If cherry blossom is non-negotiable, commit to booking in September (4–6 months ahead), plan for Kyoto if you must, otherwise base yourself in Tokyo or shift south to Kyushu. If foliage is the draw, early November (November 1–14) offers 70% of the colour with 40% of the crowds.
Hokkaido in July–August, Okinawa in November–March, and Kyushu year-round are underrated for first-time visitors. Japan is genuinely good in six to eight months of the year; the "best time" is whenever you can book ahead, travel mid-week, and avoid the two-week peaks.
Frequently Asked Questions
When exactly does cherry blossom peak in Tokyo and Kyoto?
Cherry blossom peaks in Tokyo typically March 25–April 10 (varies ±5 days year to year); Kyoto follows 3–5 days later (March 28–April 15). The Japan Meteorological Corporation publishes an official forecast in late January, updated weekly. Peak timing depends on winter temperatures — cold winters delay bloom, warm winters accelerate it. Book accommodation by January (for March/April travel) if you need guarantees.

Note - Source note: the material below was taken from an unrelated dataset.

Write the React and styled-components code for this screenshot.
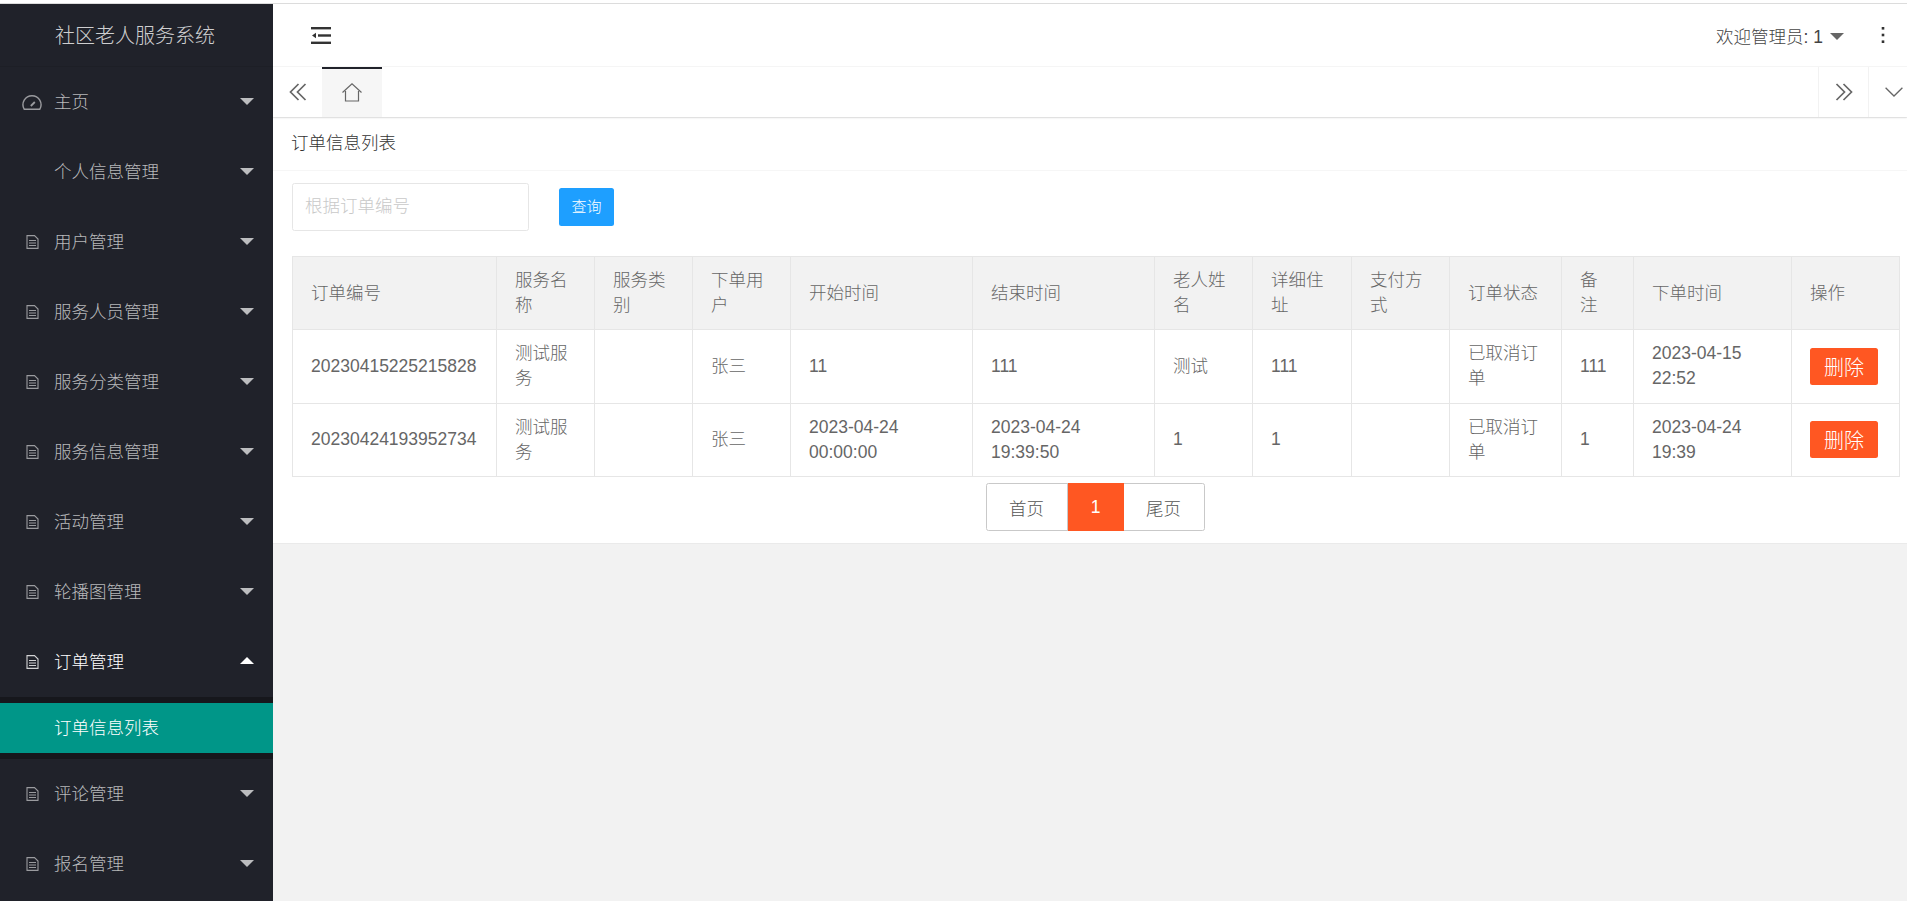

Is August in Japan really impossible?
August is difficult in central and western Honshu (Tokyo, Kyoto, Hiroshima) due to heat and humidity (30–37°C, high humidity), but Hokkaido is genuinely pleasant (22–26°C) and less crowded than Tokyo. Obon holiday (August 13–16) creates a domestic travel surge with packed trains and hotels. If you're set on August travel, prioritize Hokkaido or coastal regions, and book accommodation 2–3 months ahead for Obon week specifically.
Should I visit during Golden Week?
Golden Week (late April–early May) is Japan's longest domestic holiday; you'll face fully booked bullet trains, hotels at peak prices, and crowds equivalent to cherry blossom season. It's not impossible, but it requires 3 months' advance booking for accommodation and transport. If your dates have any flexibility, shift to May 6 onwards (equally good weather, no crowds, normal prices).
What's the rainy season like, and is it worth visiting?
Tsuyu (rainy season) runs mid-June to early July — roughly 3–4 weeks of overcast skies with frequent but brief afternoon showers. It's not continuously raining. Morning walks are typically clear; afternoons may be wet. Kyoto's temple gardens are photographically excellent in rain, crowds are minimal, and accommodation is cheap. Come with functional waterproof gear and flexibility. Book 4–6 weeks ahead.
Can I visit Japan in December without dealing with New Year crowds?
Yes. December 1–27 is quiet, clear, and excellent (8–13°C). Accommodation is cheap and available. December 24–25 is a minor couples' holiday but doesn't affect tourists. December 28–January 3 (New Year) is packed and books 2–3 months ahead — avoid unless you specifically want to experience shrine visits and New Year events. Plan to depart by December 27 if you want to avoid New Year's rush.
Which month has the fewest crowds and lowest prices?
June (rainy season), early December (December 1–20), and January–February (post-New Year, excluding ski towns) are the quietest. June requires comfort with rain; December and January are cold but clear. January accommodation is the year's cheapest outside ski resorts. All three require 4–6 weeks' advance booking only (not the 4–6 months of peak seasons).